>> START Source material

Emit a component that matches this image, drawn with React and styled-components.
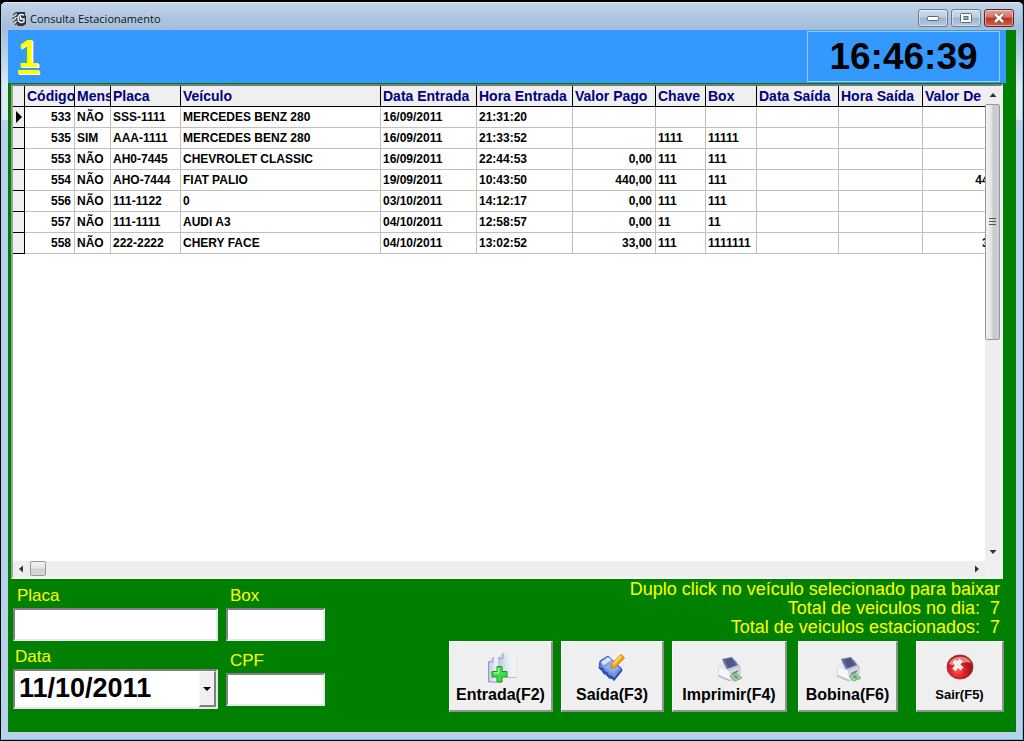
import React from "react";
import styled, { createGlobalStyle } from "styled-components";

const GlobalStyle = createGlobalStyle`
  * {
    box-sizing: border-box;
  }
  body {
    margin: 0;
    background: black;
    font-family: "Liberation Sans", Arial, sans-serif;
  }
`;

const Window = styled.div`
  display: flex;
  flex-direction: column;
  min-height: 100vh;
  padding: 0 6px 8px;
  border: 1px solid black;
  border-width: 2px 1px 1px;
  border-radius: 6px 6px 0 0;
  background: linear-gradient(#c3d5e9 0, #a3bddb 26px, #b6cfe9 50px, #dfeaf6 84px, #dfeaf6 117px, #b9d1ea 119px);
  box-shadow: inset 0 1px #e4eef8, inset 1px 0 #9fdcf0, inset -1px -1px #5ccbe8;
`;

const TitleBar = styled.header`
  display: flex;
  align-items: center;
  gap: 4px;
  height: 28px;
  padding: 4px 3px 0 5px;
`;

const Title = styled.h1`
  flex: 1;
  margin: 0;
  font: 400 11px "Open Sans", "Noto Sans", sans-serif;
  color: #111;
`;

const Controls = styled.div`
  display: flex;
  gap: 3px;
`;

const ControlButton = styled.button`
  display: grid;
  place-items: center;
  width: 30px;
  height: 18px;
  padding: 0;
  border: 1px solid ${(p) => (p.$close ? "#5c2320" : "#6a7b91")};
  border-radius: 3px;
  background: ${(p) =>
    p.$close
      ? "linear-gradient(#e3a299 0, #d37364 45%, #bd3523 50%, #d0614b 100%)"
      : "linear-gradient(#cfdceb 0, #bccde1 45%, #9db3cd 50%, #b3c8e0 100%)"};
  box-shadow: inset 0 0 0 1px rgba(255, 255, 255, 0.45);
`;

const Client = styled.main`
  flex: 1;
  display: flex;
  flex-direction: column;
  margin: 0 1px;
  background: #008000;
`;

const Banner = styled.div`
  display: flex;
  justify-content: space-between;
  height: 53px;
  margin-right: 10px;
  padding: 1px 6px 1px 10px;
  background: #3399ff;
`;

const Counter = styled.strong`
  font-size: 38px;
  line-height: 46px;
  color: #ffff00;
  text-decoration: underline;
  text-decoration-thickness: 4px;
  text-underline-offset: 3px;
  text-shadow: 1px 1px #fff;
`;

const Clock = styled.time`
  width: 193px;
  border: 1px solid #9ccbf5;
  font-size: 37px;
  font-weight: bold;
  line-height: 50px;
  text-align: center;
`;

const GridPanel = styled.section`
  flex: 1;
  display: grid;
  grid-template-columns: minmax(0, 1fr) 16px;
  grid-template-rows: minmax(0, 1fr) 16px;
  margin: 1px 13px 0 3px;
  border: 2px solid #f4f4f4;
  border-top-color: #777;
  border-left-color: #a0a0a0;
  background: white;
`;

const TableArea = styled.div`
  overflow: hidden;
`;

const Table = styled.table`
  width: 1003px;
  table-layout: fixed;
  border-collapse: separate;
  border-spacing: 0;
`;

const Th = styled.th`
  height: 21px;
  padding: 0 0 0 2px;
  overflow: hidden;
  border-right: 1px solid black;
  border-bottom: 1px solid black;
  background: #efefef;
  color: #000080;
  font: bold 14px/20px "Liberation Sans", Arial, sans-serif;
  text-align: left;
  white-space: nowrap;
`;

const Td = styled.td`
  height: 21px;
  padding: 1px 3px 0 2px;
  overflow: hidden;
  border-right: 1px solid #c0c0c0;
  border-bottom: 1px solid #c0c0c0;
  font: bold 12px/19px "Liberation Sans", Arial, sans-serif;
  text-align: ${(p) => (p.$right ? "right" : "left")};
  white-space: nowrap;
`;

const Indicator = styled.td`
  padding: 0;
  border-right: 1px solid black;
  border-bottom: 1px solid black;
  background: #efefef;

  svg {
    display: block;
    margin: 0 auto;
  }
`;

const ScrollBar = styled.div`
  display: flex;
  flex-direction: ${(p) => (p.$vertical ? "column" : "row")};
  background: #eeeeee;
`;

const ScrollArrow = styled.button`
  display: grid;
  place-items: center;
  width: 16px;
  height: ${(p) => (p.$tall ? "18px" : "16px")};
  padding: 0;
  border: 0;
  background: none;
`;

const Track = styled.div`
  flex: 1;
`;

const VerticalThumb = styled.div`
  display: grid;
  place-items: center;
  height: 236px;
  margin-right: 1px;
  border: 1px solid #989898;
  border-radius: 2px;
  background: linear-gradient(90deg, #f4f4f4, #e2e2e5 45%, #c8c9ce 55%, #cfd0d4);
`;

const HorizontalThumb = styled.div`
  width: 16px;
  height: 15px;
  margin-left: 1px;
  border: 1px solid #989898;
  border-radius: 2px;
  background: linear-gradient(#f4f4f4, #e6e6e8 45%, #cfd0d4 55%, #d8d9dc);
`;

const Corner = styled.div`
  background: #f0f0f0;
`;

const Footer = styled.div`
  display: flex;
  justify-content: space-between;
  height: 153px;
  padding: 1px 12px 0 5px;
`;

const Filters = styled.form`
  display: flex;
  gap: 8px;
`;

const FilterColumn = styled.div`
  display: flex;
  flex-direction: column;
  width: ${(p) => p.$width}px;
`;

const Label = styled.label`
  margin: ${(p) => p.$top || 6}px 0 2px;
  padding-left: ${(p) => (p.$inset ? "4px" : "2px")};
  color: #ffff00;
  font: 400 17px/20px "Liberation Sans", Arial, sans-serif;
`;

const sunken = `
  border: 2px solid #e8e8e8;
  border-top-color: #808080;
  border-left-color: #808080;
  border-radius: 0;
  background: white;
`;

const TextBox = styled.input`
  ${sunken}
  width: 100%;
  height: 33px;
  padding: 0 4px;
  font: bold 20px "Liberation Sans", Arial, sans-serif;
`;

const DateField = styled.div`
  position: relative;
`;

const DateSelect = styled.select`
  ${sunken}
  display: block;
  appearance: none;
  width: 100%;
  height: 40px;
  padding: 0 4px 2px;
  color: black;
  font: bold 27px "Liberation Sans", Arial, sans-serif;
`;

const DropMark = styled.span`
  position: absolute;
  top: 2px;
  right: 2px;
  bottom: 2px;
  display: grid;
  place-items: center;
  width: 17px;
  border: 1px solid #f8f8f8;
  border-right: 2px solid #808080;
  border-bottom: 2px solid #808080;
  background: #f0f0f0;
  pointer-events: none;
`;

const Side = styled.div`
  display: flex;
  flex-direction: column;
  align-items: flex-end;
`;

const Totals = styled.div`
  margin-right: 4px;
  color: #ffff00;
  font: 400 18px/19px "Liberation Sans", Arial, sans-serif;
  text-align: right;
  white-space: pre;

  p {
    margin: 0;
  }
`;

const Actions = styled.div`
  display: flex;
  margin-top: 4px;
`;

const ActionButton = styled.button`
  display: flex;
  flex-direction: column;
  align-items: center;
  justify-content: flex-end;
  gap: ${(p) => (p.$small ? "6px" : "2px")};
  width: ${(p) => p.$width}px;
  height: 71px;
  margin-left: ${(p) => p.$before || 8}px;
  padding: 0 0 6px;
  border: 1px solid #fafafa;
  border-right: 2px solid #909090;
  border-bottom: 2px solid #909090;
  background: #efefef;
  color: black;
  font: bold ${(p) => (p.$small ? "13px" : "16px")}/18px "Liberation Sans", Arial, sans-serif;
  white-space: nowrap;
`;

const AppIcon = () => (
  <svg width="14" height="15" viewBox="0 0 14 15">
    <path d="M5 1h8v3l1 1v8l-3 2H6l-2-3V4z" fill="#30343a" />
    <path d="M1 4l4-3M0 8l5-4M1 11l4-3M3 14l3-3" stroke="#4b5158" strokeWidth="1.5" />
    <path d="M1 6l4-3M1 10l4-4M3 12l2-2" stroke="#e8edf2" />
    <path d="M12 4.500C10 2.500 6 3.500 6 7.500s4 5 6 3V8H9" fill="none" stroke="#f4f6f8" strokeWidth="1.400" />
    <path d="M8.500 5v4M7 7h3" stroke="#f4f6f8" />
  </svg>
);

const Arrow = ({ dir }) => {
  const turn = { up: 0, right: 90, down: 180, left: 270 }[dir];
  return (
    <svg width="8" height="8" viewBox="0 0 8 8">
      <path d="M0.5 6L4 2l3.5 4z" fill="#333" transform={`rotate(${turn} 4 4)`} />
    </svg>
  );
};

const AddPageIcon = () => (
  <svg width="32" height="32" viewBox="0 0 32 32">
    <defs>
      <linearGradient id="page" x1="0" x2="1">
        <stop offset="0" stopColor="#bcc5de" />
        <stop offset="0.5" stopColor="#e6eaf3" />
        <stop offset="1" stopColor="#f5f6f9" />
      </linearGradient>
    </defs>
    <path d="M3 10l5-5h8v25H3z" fill="url(#page)" />
    <path d="M3.5 10v20H16M3 10h5V5" fill="none" stroke="#8f99bb" />
    <path d="M13 6l5-5h13v24H13z" fill="url(#page)" />
    <path d="M13 6.5h5V1" fill="none" stroke="#98a3c6" />
    <path d="M20 25.5h11" fill="none" stroke="#b5bccf" />
    <path d="M31 1v24" stroke="#dfe3ec" />
    <path d="M12 14.5h5v5h5V25h-5v5h-5v-5H7v-5.5h5z" fill="#3fdc45" stroke="#159a26" />
    <path d="M13.5 16v5H9" fill="none" stroke="#a8f5a2" strokeWidth="1.5" />
  </svg>
);

const NotepadIcon = () => (
  <svg width="28" height="32" viewBox="0 0 28 32">
    <path d="M2 9l8-5 14 13-8 10-5-1-2-3-3-1-2-3-3-3z" fill="#5b80d6" stroke="#3558b4" />
    <path d="M3 10l7-5 4 3-8 7z" fill="#dbe5fa" />
    <path d="M3 15l11-7 9 9-7 8z" fill="#7396e4" />
    <path d="M6 15l8-6 7 7-6 5z" fill="#a3bdf3" opacity="0.6" />
    <path d="M1 16l4 1 1 3 3 1 1 3 4 1 2 3 8-10" fill="none" stroke="#2445a5" strokeWidth="1.5" />
    <path d="M23 3l3 3-9 9-4 1 1-4z" fill="#f9b524" stroke="#dd8c1d" strokeWidth="1.5" />
    <path d="M23 4l-8 8" stroke="#ffe375" strokeWidth="1.5" />
  </svg>
);

const PrinterIcon = () => (
  <svg width="28" height="28" viewBox="0 0 28 28">
    <path d="M12 22l9-3 6 2-8 5z" fill="#b9bcc4" opacity="0.6" />
    <path d="M4 11l5-5 11-2 5 7v7l-9 6-12-5z" fill="#c3c8d7" stroke="#b3b8c5" />
    <path d="M4 11l10 4 2 9-12-5z" fill="#f7f8fb" />
    <path d="M4 11l3-6 4 8 4 2z" fill="#e6e9f1" />
    <path d="M14 15l10-4 1 7-9 6z" fill="#d4d8e2" />
    <path d="M7 3l10-2 6 8-11 4z" fill="#646c9e" />
    <path d="M10 4l6-2 5 7-7 3z" fill="#4d5589" />
    <path d="M17 18l6-3" stroke="#727a92" strokeWidth="1.5" />
    <path d="M15 20l6-3 6 5-7 3z" fill="#a9d4a0" stroke="#79a982" />
    <path d="M18 20l3-1 3 3-3 1z" fill="#5fae68" />
    <path d="M3 20l12 5" stroke="#a8acb7" />
  </svg>
);

const CloseIcon = () => (
  <svg width="28" height="26" viewBox="0 0 28 26">
    <defs>
      <radialGradient id="ball" cx="0.4" cy="0.65">
        <stop offset="0" stopColor="#ff5b4f" />
        <stop offset="0.6" stopColor="#db2226" />
        <stop offset="1" stopColor="#a51920" />
      </radialGradient>
    </defs>
    <ellipse cx="14" cy="13" rx="13" ry="12" fill="url(#ball)" stroke="#9e3437" />
    <path d="M3 10C5 1 22 0 25 9 18 6 9 14 3 10z" fill="#f59c96" opacity="0.8" />
    <path d="M8 7l8 8M15 6L8 16" stroke="white" strokeWidth="4" />
    <path d="M8 7l8 8M15 6L8 16" stroke="#edd5d5" />
  </svg>
);

const columns = [
  { title: "Código", width: 50, right: true },
  { title: "Mens", width: 36 },
  { title: "Placa", width: 70 },
  { title: "Veículo", width: 200 },
  { title: "Data Entrada", width: 96 },
  { title: "Hora Entrada", width: 96 },
  { title: "Valor Pago", width: 83, right: true },
  { title: "Chave", width: 50 },
  { title: "Box", width: 51 },
  { title: "Data Saída", width: 82 },
  { title: "Hora Saída", width: 84 },
  { title: "Valor De", width: 93, right: true },
];

const rows = [
  ["533", "NÃO", "SSS-1111", "MERCEDES BENZ 280", "16/09/2011", "21:31:20", "", "", "", "", "", ""],
  ["535", "SIM", "AAA-1111", "MERCEDES BENZ 280", "16/09/2011", "21:33:52", "", "1111", "11111", "", "", ""],
  ["553", "NÃO", "AH0-7445", "CHEVROLET CLASSIC", "16/09/2011", "22:44:53", "0,00", "111", "111", "", "", ""],
  ["554", "NÃO", "AHO-7444", "FIAT PALIO", "19/09/2011", "10:43:50", "440,00", "111", "111", "", "", "440,00"],
  ["556", "NÃO", "111-1122", "0", "03/10/2011", "14:12:17", "0,00", "111", "111", "", "", ""],
  ["557", "NÃO", "111-1111", "AUDI A3", "04/10/2011", "12:58:57", "0,00", "11", "11", "", "", ""],
  ["558", "NÃO", "222-2222", "CHERY FACE", "04/10/2011", "13:02:52", "33,00", "111", "1111111", "", "", "33,00"],
];

const VehicleTable = () => (
  <Table>
    <colgroup>
      <col width="12" />
      {columns.map((c) => (
        <col key={c.title} width={c.width} />
      ))}
    </colgroup>
    <thead>
      <tr>
        <Th />
        {columns.map((c) => (
          <Th key={c.title} scope="col">
            {c.title}
          </Th>
        ))}
      </tr>
    </thead>
    <tbody>
      {rows.map((row, r) => (
        <tr key={row[0]}>
          <Indicator>
            {r === 0 && (
              <svg width="6" height="12" viewBox="0 0 6 12">
                <path d="M0 0l6 6-6 6z" />
              </svg>
            )}
          </Indicator>
          {row.map((value, i) => (
            <Td key={columns[i].title} $right={columns[i].right}>
              {value}
            </Td>
          ))}
        </tr>
      ))}
    </tbody>
  </Table>
);

const App = () => {
  return (
    <Window>
      <GlobalStyle />
      <TitleBar>
        <AppIcon />
        <Title>Consulta Estacionamento</Title>
        <Controls>
          <ControlButton aria-label="Minimizar">
            <svg width="12" height="6" viewBox="0 0 12 6">
              <rect x="0.5" y="1.5" width="11" height="4" rx="1" fill="white" stroke="#59677a" />
            </svg>
          </ControlButton>
          <ControlButton aria-label="Maximizar">
            <svg width="12" height="10" viewBox="0 0 12 10">
              <rect x="0.5" y="0.5" width="11" height="9" rx="1" fill="white" stroke="#59677a" />
              <rect x="4" y="3.5" width="4" height="3" fill="#9db3cd" stroke="#59677a" />
            </svg>
          </ControlButton>
          <ControlButton $close aria-label="Fechar">
            <svg width="12" height="10" viewBox="0 0 12 10">
              <path d="M2 1l8 8M10 1L2 9" stroke="#6b3a3a" strokeWidth="4" />
              <path d="M2 1l8 8M10 1L2 9" stroke="white" strokeWidth="2.5" />
            </svg>
          </ControlButton>
        </Controls>
      </TitleBar>
      <Client>
        <Banner>
          <Counter>1</Counter>
          <Clock>16:46:39</Clock>
        </Banner>
        <GridPanel>
          <TableArea>
            <VehicleTable />
          </TableArea>
          <ScrollBar $vertical>
            <ScrollArrow $tall aria-label="Acima">
              <Arrow dir="up" />
            </ScrollArrow>
            <VerticalThumb>
              <svg width="7" height="8" viewBox="0 0 7 8">
                <path d="M0 0.5h7M0 3.5h7M0 6.5h7" stroke="#555" />
              </svg>
            </VerticalThumb>
            <Track />
            <ScrollArrow $tall aria-label="Abaixo">
              <Arrow dir="down" />
            </ScrollArrow>
          </ScrollBar>
          <ScrollBar>
            <ScrollArrow aria-label="Esquerda">
              <Arrow dir="left" />
            </ScrollArrow>
            <HorizontalThumb />
            <Track />
            <ScrollArrow aria-label="Direita">
              <Arrow dir="right" />
            </ScrollArrow>
          </ScrollBar>
          <Corner />
        </GridPanel>
        <Footer>
          <Filters>
            <FilterColumn $width={205}>
              <Label htmlFor="placa" $inset>
                Placa
              </Label>
              <TextBox id="placa" />
              <Label htmlFor="data">Data</Label>
              <DateField>
                <DateSelect id="data">
                  <option>11/10/2011</option>
                </DateSelect>
                <DropMark>
                  <svg width="8" height="4" viewBox="0 0 8 4">
                    <path d="M0 0h8L4 4z" />
                  </svg>
                </DropMark>
              </DateField>
            </FilterColumn>
            <FilterColumn $width={99}>
              <Label htmlFor="box" $inset>
                Box
              </Label>
              <TextBox id="box" />
              <Label htmlFor="cpf" $inset $top={10}>
                CPF
              </Label>
              <TextBox id="cpf" />
            </FilterColumn>
          </Filters>
          <Side>
            <Totals>
              <p>Duplo click no veículo selecionado para baixar</p>
              <p>Total de veiculos no dia:  7</p>
              <p>Total de veiculos estacionados:  7</p>
            </Totals>
            <Actions>
              <ActionButton $width={104}>
                <AddPageIcon />
                Entrada(F2)
              </ActionButton>
              <ActionButton $width={103}>
                <NotepadIcon />
                Saída(F3)
              </ActionButton>
              <ActionButton $width={115}>
                <PrinterIcon />
                Imprimir(F4)
              </ActionButton>
              <ActionButton $width={100} $before={11}>
                <PrinterIcon />
                Bobina(F6)
              </ActionButton>
              <ActionButton $width={88} $before={18} $small>
                <CloseIcon />
                Sair(F5)
              </ActionButton>
            </Actions>
          </Side>
        </Footer>
      </Client>
    </Window>
  );
};

export default App;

>> END Source material

* Challenge *
Copy every line above that includes the string "components".

* Response *
Emit a component that matches this image, drawn with React and styled-components.
import styled, { createGlobalStyle } from "styled-components";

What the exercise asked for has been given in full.